A irmã de Lúcia é Sofia, interpretada por Elisabetta De Palo. Gino namorava Lúcia no passado. Quando a trocou pela irmã mais nova, Lúcia veio ao Brasil e nunca mais falou com Sofia. Gino e Sofia acolheram Carlo, órfão vivido por Gabriel Leone.

Resta saber o que vai ser de Isabel, a mãe abandonada. Ela não se faz de rogada e viaja à Itália para reencontrar a filha, complicando ainda mais as relações familiares estremecidas pelo tempo e pela distância.

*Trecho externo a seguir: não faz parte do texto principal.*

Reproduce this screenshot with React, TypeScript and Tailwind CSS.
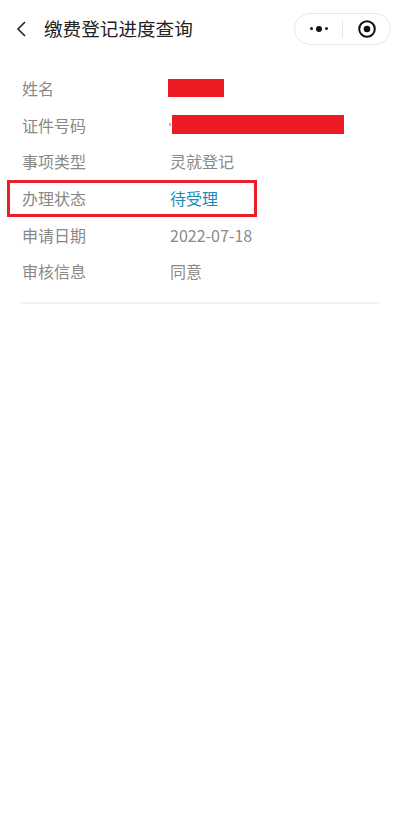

Vicente Amorim parece saber que uma narrativa pode se enriquecer com espelhamentos de situações e personagens. Assim, Lúcia, que saiu da Itália com a ascensão do fascismo de Mussolini, agora sai do Brasil após o golpe militar de 1964. Os pais de Carlo morreram em acidente de carro, assim como o pai de Cora. Este se chama Marcelo, assim como o ídolo pop da moça.

Obviamente, essa semelhança dos nomes reflete o amor da filha pelo próprio pai, uma perda que a jovem procura superar na Itália. Haverá ainda um outro espelhamento, impossível de adiantar aqui.

Há, por fim, um plano-sequência que remete a outro, muito famoso, de "Os Bons Companheiros", longa de 1990 de Martin Scorsese. Ambos têm a mesma função: servem para o jovem impressionar sua pretendente. Aqui, Carlo leva Cora aos bastidores do festival para que ambos se situem ao lado do palco.

A encenação é cuidadosa durante boa parte do filme, mas há um progressivo desgaste a partir da chegada de Isabel na Itália. Menos por culpa de Maeve Jinkings do que pela ideia para lá de discutível de que o crescimento da tensão pede um comportamento mais errático da câmera.

Apesar desse problema formal e de algumas soluções narrativas simplórias no final, "Duetto" é o filme mais ambicioso de Vicente Amorim, ainda mais que "Um Homem Bom", de 2008, com Viggo Mortensen. E, do ponto de vista cinematográfico, talvez seja seu melhor momento ao lado de "O Caminho das Nuvens", de 2003.